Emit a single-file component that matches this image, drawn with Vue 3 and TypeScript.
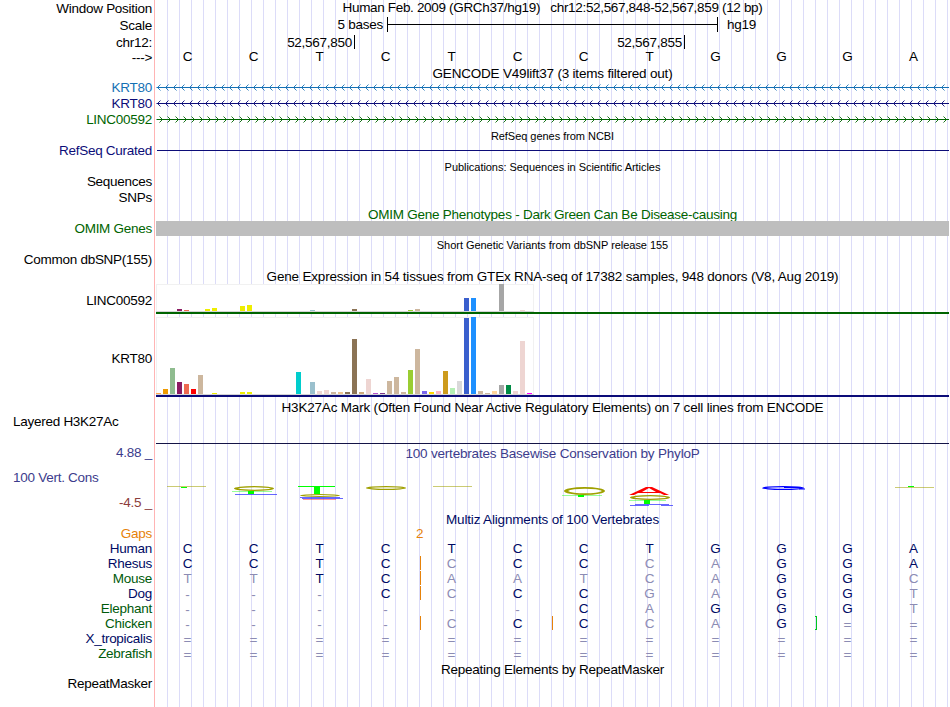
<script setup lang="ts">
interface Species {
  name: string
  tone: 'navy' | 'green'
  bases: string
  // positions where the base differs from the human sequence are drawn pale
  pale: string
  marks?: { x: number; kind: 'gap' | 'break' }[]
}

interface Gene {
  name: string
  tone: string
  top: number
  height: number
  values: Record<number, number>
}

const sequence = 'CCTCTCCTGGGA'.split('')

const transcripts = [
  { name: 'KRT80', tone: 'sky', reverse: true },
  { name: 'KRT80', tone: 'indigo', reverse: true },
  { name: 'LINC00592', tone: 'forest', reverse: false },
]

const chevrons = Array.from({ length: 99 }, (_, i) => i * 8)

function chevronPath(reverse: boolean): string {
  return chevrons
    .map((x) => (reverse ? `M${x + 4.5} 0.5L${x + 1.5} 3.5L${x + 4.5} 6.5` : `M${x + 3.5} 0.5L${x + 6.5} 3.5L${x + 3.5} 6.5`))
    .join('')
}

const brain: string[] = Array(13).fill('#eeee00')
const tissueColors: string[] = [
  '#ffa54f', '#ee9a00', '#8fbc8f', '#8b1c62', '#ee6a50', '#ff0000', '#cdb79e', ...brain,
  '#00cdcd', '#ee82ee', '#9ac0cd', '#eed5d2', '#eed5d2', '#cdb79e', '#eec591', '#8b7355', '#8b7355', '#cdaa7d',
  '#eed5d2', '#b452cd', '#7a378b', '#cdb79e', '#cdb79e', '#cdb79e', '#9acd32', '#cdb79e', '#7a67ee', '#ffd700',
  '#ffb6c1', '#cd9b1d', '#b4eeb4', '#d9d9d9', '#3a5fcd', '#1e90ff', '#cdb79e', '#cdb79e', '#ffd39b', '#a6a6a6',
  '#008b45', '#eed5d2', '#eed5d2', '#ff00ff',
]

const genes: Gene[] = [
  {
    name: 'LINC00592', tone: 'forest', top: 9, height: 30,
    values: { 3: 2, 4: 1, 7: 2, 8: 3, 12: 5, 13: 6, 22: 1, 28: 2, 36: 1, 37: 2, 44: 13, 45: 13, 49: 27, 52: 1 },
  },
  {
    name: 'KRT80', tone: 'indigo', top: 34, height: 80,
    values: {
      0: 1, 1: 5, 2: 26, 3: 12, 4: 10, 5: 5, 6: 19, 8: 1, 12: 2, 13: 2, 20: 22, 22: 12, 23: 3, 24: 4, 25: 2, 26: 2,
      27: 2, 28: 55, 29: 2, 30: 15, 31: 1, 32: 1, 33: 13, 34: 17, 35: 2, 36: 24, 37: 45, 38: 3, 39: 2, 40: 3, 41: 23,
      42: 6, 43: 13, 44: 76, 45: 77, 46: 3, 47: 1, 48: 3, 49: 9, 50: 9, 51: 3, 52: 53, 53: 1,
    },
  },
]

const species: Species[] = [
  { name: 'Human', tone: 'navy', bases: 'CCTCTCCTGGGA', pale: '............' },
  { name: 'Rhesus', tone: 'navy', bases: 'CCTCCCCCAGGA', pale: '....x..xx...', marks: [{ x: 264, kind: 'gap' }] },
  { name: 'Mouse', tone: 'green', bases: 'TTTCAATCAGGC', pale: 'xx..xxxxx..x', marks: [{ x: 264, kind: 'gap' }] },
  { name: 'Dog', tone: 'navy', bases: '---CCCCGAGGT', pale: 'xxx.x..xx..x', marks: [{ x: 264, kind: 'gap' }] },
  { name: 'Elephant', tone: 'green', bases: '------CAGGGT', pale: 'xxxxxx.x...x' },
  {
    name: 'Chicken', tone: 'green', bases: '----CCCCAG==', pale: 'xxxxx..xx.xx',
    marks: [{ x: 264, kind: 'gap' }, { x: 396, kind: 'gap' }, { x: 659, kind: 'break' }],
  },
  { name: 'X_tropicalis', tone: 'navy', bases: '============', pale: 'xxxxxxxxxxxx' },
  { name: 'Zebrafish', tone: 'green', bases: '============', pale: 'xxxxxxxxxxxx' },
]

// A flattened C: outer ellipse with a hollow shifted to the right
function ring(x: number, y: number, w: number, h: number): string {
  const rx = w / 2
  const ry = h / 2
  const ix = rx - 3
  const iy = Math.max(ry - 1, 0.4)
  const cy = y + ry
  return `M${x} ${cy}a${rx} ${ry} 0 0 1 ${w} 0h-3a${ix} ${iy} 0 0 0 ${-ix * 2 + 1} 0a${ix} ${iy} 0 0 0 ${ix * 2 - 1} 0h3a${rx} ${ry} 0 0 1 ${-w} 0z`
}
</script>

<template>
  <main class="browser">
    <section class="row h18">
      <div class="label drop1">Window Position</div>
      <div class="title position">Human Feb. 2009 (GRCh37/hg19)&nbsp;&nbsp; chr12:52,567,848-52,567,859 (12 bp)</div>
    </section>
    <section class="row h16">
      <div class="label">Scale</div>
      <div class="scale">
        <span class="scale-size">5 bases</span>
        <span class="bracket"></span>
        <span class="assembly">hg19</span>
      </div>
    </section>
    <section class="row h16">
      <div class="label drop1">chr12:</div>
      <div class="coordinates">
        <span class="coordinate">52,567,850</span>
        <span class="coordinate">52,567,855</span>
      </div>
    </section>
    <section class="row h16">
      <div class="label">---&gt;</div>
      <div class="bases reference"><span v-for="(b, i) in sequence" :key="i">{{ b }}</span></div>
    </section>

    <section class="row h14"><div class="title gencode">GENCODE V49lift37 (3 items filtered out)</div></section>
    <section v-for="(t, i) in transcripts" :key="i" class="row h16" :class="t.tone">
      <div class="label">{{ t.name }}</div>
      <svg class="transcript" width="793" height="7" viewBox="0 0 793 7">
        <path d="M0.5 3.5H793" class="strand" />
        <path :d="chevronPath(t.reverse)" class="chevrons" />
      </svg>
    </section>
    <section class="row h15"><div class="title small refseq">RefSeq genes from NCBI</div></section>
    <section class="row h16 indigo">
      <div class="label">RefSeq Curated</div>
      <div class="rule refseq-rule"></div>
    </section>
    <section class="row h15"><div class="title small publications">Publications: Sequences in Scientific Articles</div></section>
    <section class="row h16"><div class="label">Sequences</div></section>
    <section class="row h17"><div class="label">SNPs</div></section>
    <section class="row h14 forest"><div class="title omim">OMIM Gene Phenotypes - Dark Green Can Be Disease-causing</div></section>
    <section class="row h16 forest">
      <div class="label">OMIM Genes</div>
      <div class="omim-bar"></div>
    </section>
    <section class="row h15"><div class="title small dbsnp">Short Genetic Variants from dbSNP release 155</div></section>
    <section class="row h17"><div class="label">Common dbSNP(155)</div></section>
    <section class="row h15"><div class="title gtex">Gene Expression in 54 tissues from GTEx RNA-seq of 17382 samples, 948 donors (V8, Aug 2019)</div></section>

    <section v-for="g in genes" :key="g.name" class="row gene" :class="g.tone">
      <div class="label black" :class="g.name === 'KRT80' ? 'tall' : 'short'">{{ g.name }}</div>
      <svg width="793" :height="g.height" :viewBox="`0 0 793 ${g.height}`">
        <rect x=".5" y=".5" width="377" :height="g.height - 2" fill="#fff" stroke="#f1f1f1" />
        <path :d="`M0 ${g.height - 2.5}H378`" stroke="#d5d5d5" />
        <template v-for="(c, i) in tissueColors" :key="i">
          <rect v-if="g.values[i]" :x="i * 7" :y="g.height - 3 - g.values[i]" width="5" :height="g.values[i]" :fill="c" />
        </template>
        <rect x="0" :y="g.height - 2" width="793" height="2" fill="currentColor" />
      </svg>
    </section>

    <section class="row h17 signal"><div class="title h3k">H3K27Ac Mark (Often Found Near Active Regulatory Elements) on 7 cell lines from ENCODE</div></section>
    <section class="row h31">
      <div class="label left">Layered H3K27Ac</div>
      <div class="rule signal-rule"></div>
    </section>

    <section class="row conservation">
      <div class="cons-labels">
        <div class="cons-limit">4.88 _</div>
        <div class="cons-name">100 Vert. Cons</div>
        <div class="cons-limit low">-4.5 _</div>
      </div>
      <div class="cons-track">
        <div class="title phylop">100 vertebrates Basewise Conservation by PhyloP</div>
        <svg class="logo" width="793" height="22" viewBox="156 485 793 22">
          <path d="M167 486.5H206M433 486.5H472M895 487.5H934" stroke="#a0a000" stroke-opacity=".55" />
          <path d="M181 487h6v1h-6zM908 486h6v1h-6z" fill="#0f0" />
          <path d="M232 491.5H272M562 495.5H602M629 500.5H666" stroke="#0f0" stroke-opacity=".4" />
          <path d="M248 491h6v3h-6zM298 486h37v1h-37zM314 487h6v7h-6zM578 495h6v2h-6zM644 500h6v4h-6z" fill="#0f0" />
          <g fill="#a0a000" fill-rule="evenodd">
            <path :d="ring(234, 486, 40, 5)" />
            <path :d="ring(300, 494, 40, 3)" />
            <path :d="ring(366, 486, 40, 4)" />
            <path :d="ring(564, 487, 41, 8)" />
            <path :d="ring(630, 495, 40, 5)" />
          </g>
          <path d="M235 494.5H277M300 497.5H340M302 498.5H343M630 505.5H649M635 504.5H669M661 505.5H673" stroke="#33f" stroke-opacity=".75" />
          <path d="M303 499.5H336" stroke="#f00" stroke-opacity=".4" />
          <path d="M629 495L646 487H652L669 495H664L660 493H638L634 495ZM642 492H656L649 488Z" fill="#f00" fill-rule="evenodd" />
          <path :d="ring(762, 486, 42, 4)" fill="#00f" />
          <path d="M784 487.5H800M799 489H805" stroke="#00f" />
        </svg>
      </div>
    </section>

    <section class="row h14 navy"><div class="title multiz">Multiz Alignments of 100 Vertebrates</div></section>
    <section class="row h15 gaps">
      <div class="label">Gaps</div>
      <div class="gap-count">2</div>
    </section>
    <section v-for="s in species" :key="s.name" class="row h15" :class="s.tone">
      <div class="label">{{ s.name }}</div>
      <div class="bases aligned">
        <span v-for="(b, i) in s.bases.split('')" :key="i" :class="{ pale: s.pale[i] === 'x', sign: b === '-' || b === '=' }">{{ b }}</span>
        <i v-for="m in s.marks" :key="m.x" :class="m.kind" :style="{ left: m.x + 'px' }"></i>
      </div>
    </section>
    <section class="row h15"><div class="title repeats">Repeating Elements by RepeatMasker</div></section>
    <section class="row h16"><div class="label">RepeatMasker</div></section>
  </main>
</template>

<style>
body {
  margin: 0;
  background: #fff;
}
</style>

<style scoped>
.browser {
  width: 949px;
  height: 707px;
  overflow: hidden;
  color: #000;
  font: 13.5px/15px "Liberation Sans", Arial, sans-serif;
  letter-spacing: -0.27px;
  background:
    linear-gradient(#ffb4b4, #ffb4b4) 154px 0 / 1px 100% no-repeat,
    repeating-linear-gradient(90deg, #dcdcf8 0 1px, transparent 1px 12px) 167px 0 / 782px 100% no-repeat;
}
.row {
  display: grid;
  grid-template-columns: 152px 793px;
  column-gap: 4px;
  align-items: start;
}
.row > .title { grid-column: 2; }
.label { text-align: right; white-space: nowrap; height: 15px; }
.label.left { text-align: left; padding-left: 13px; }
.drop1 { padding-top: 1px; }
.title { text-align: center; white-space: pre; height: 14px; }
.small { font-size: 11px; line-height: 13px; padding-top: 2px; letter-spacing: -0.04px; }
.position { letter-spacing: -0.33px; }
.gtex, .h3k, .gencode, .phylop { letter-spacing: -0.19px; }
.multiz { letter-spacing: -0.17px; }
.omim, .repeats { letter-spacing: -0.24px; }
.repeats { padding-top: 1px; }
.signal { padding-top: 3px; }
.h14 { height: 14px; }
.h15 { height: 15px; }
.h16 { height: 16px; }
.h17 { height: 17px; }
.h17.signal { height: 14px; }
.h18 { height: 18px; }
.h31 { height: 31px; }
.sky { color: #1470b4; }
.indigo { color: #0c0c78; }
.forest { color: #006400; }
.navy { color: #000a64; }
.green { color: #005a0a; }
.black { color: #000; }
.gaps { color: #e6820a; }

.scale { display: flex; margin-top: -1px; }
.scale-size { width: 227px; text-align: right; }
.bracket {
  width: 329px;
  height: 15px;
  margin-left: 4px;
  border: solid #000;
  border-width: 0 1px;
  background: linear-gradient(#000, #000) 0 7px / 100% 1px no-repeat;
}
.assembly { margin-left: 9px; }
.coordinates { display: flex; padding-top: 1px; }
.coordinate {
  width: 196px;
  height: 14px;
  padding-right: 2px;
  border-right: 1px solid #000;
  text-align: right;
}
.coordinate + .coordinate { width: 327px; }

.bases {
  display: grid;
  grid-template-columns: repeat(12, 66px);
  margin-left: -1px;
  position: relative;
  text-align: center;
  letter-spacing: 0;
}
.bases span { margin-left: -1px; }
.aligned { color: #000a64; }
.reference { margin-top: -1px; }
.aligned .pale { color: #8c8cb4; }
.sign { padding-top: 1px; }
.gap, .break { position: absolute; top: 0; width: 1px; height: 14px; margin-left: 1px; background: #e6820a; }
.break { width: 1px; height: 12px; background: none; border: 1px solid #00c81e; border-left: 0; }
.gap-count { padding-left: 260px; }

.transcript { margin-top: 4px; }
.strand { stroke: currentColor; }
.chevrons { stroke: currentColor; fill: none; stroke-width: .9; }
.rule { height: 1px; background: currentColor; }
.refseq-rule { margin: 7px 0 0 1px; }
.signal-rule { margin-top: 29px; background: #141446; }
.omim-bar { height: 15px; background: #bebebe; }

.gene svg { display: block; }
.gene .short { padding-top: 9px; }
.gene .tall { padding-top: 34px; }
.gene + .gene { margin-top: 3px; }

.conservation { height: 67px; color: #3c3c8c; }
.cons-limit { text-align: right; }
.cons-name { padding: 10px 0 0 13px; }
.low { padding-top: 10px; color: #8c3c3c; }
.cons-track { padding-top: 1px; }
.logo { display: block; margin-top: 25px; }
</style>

= = = = =

- **What is asked**:
From the first line above through the line containing "const sequence = 'CCTCTCCTGGGA'.split('')", copy everything exactly, without the pictures.

- **Correct response**:
Emit a single-file component that matches this image, drawn with Vue 3 and TypeScript.
<script setup lang="ts">
interface Species {
  name: string
  tone: 'navy' | 'green'
  bases: string
  // positions where the base differs from the human sequence are drawn pale
  pale: string
  marks?: { x: number; kind: 'gap' | 'break' }[]
}

interface Gene {
  name: string
  tone: string
  top: number
  height: number
  values: Record<number, number>
}

const sequence = 'CCTCTCCTGGGA'.split('')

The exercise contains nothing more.